DATA EXCERPT.
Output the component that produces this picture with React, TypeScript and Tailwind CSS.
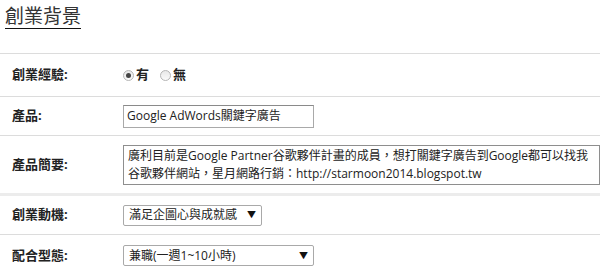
import React from "react";

const font = {
  fontFamily: '"Open Sans", "Noto Sans CJK TC", sans-serif',
};

const Row = ({
  label,
  className,
  children,
}: {
  label: string;
  className: string;
  children: React.ReactNode;
}) => (
  <div className={`flex items-center border-t border-[#dcdcdc] ${className}`}>
    <div className="w-[123px] pl-[12px] text-[13px] font-bold text-[#222]">
      {label}
    </div>
    <div className="flex-1 flex items-center">{children}</div>
  </div>
);

const Radio = ({ checked }: { checked?: boolean }) => (
  <span className="inline-flex h-[11px] w-[11px] items-center justify-center rounded-full border border-[#b5b5b5] bg-gradient-to-b from-[#e8e8e8] to-[#fafafa]">
    {checked && <span className="h-[5px] w-[5px] rounded-full bg-[#444]" />}
  </span>
);

const Select = ({ value, width }: { value: string; width: string }) => (
  <div
    className={`flex h-[21px] items-center justify-between whitespace-nowrap rounded-[2px] border border-[#a9a9a9] bg-white pl-[5px] pr-[5px] text-[12px] text-[#222] ${width}`}
  >
    <span>{value}</span>
    <span className="text-[9px] text-[#111]">▼</span>
  </div>
);

export default function App() {
  return (
    <div className="h-[278px] w-[600px] overflow-hidden bg-white" style={font}>
      <div className="pl-[5px] pt-[4px] h-[53px]">
        <span className="inline-block border-b border-[#111] text-[19px] leading-[24px] text-[#333]">
          創業背景
        </span>
      </div>
      <Row label="創業經驗:" className="h-[43px]">
        <div className="flex items-center gap-[2px] text-[13px] font-bold text-[#222]">
          <Radio checked />
          <span className="mr-[9px]">有</span>
          <Radio />
          <span>無</span>
        </div>
      </Row>
      <Row label="產品:" className="h-[39px]">
        <div className="flex h-[23px] w-[191px] items-center whitespace-nowrap border border-[#a9a9a9] border-t-[#8a8a8a] pl-[3px] text-[12px] text-[#222]">
          Google AdWords關鍵字廣告
        </div>
      </Row>
      <Row label="產品簡要:" className="h-[61px] border-b-[3px] border-b-[#ececec]">
        <div className="flex h-[40px] flex-1 flex-col justify-center whitespace-nowrap border border-[#8e8e8e] pl-[4px] text-[12px] leading-[18px] text-[#222]">
          <div>廣利目前是Google Partner谷歌夥伴計畫的成員，想打關鍵字廣告到Google都可以找我</div>
          <div>谷歌夥伴網站，星月網路行銷：http://starmoon2014.blogspot.tw</div>
        </div>
      </Row>
      <Row label="創業動機:" className="h-[38px] border-t-0">
        <Select value="滿足企圖心與成就感" width="w-[139px]" />
      </Row>
      <Row label="配合型態:" className="h-[42px]">
        <Select value="兼職(一週1~10小時)" width="w-[191px]" />
      </Row>
    </div>
  );
}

WHAT IS BEING ASKED.
Without including any pictures, reproduce the listing exactly.

SOLUTION.
Output the component that produces this picture with React, TypeScript and Tailwind CSS.
import React from "react";

const font = {
  fontFamily: '"Open Sans", "Noto Sans CJK TC", sans-serif',
};

const Row = ({
  label,
  className,
  children,
}: {
  label: string;
  className: string;
  children: React.ReactNode;
}) => (
  <div className={`flex items-center border-t border-[#dcdcdc] ${className}`}>
    <div className="w-[123px] pl-[12px] text-[13px] font-bold text-[#222]">
      {label}
    </div>
    <div className="flex-1 flex items-center">{children}</div>
  </div>
);

const Radio = ({ checked }: { checked?: boolean }) => (
  <span className="inline-flex h-[11px] w-[11px] items-center justify-center rounded-full border border-[#b5b5b5] bg-gradient-to-b from-[#e8e8e8] to-[#fafafa]">
    {checked && <span className="h-[5px] w-[5px] rounded-full bg-[#444]" />}
  </span>
);

const Select = ({ value, width }: { value: string; width: string }) => (
  <div
    className={`flex h-[21px] items-center justify-between whitespace-nowrap rounded-[2px] border border-[#a9a9a9] bg-white pl-[5px] pr-[5px] text-[12px] text-[#222] ${width}`}
  >
    <span>{value}</span>
    <span className="text-[9px] text-[#111]">▼</span>
  </div>
);

export default function App() {
  return (
    <div className="h-[278px] w-[600px] overflow-hidden bg-white" style={font}>
      <div className="pl-[5px] pt-[4px] h-[53px]">
        <span className="inline-block border-b border-[#111] text-[19px] leading-[24px] text-[#333]">
          創業背景
        </span>
      </div>
      <Row label="創業經驗:" className="h-[43px]">
        <div className="flex items-center gap-[2px] text-[13px] font-bold text-[#222]">
          <Radio checked />
          <span className="mr-[9px]">有</span>
          <Radio />
          <span>無</span>
        </div>
      </Row>
      <Row label="產品:" className="h-[39px]">
        <div className="flex h-[23px] w-[191px] items-center whitespace-nowrap border border-[#a9a9a9] border-t-[#8a8a8a] pl-[3px] text-[12px] text-[#222]">
          Google AdWords關鍵字廣告
        </div>
      </Row>
      <Row label="產品簡要:" className="h-[61px] border-b-[3px] border-b-[#ececec]">
        <div className="flex h-[40px] flex-1 flex-col justify-center whitespace-nowrap border border-[#8e8e8e] pl-[4px] text-[12px] leading-[18px] text-[#222]">
          <div>廣利目前是Google Partner谷歌夥伴計畫的成員，想打關鍵字廣告到Google都可以找我</div>
          <div>谷歌夥伴網站，星月網路行銷：http://starmoon2014.blogspot.tw</div>
        </div>
      </Row>
      <Row label="創業動機:" className="h-[38px] border-t-0">
        <Select value="滿足企圖心與成就感" width="w-[139px]" />
      </Row>
      <Row label="配合型態:" className="h-[42px]">
        <Select value="兼職(一週1~10小時)" width="w-[191px]" />
      </Row>
    </div>
  );
}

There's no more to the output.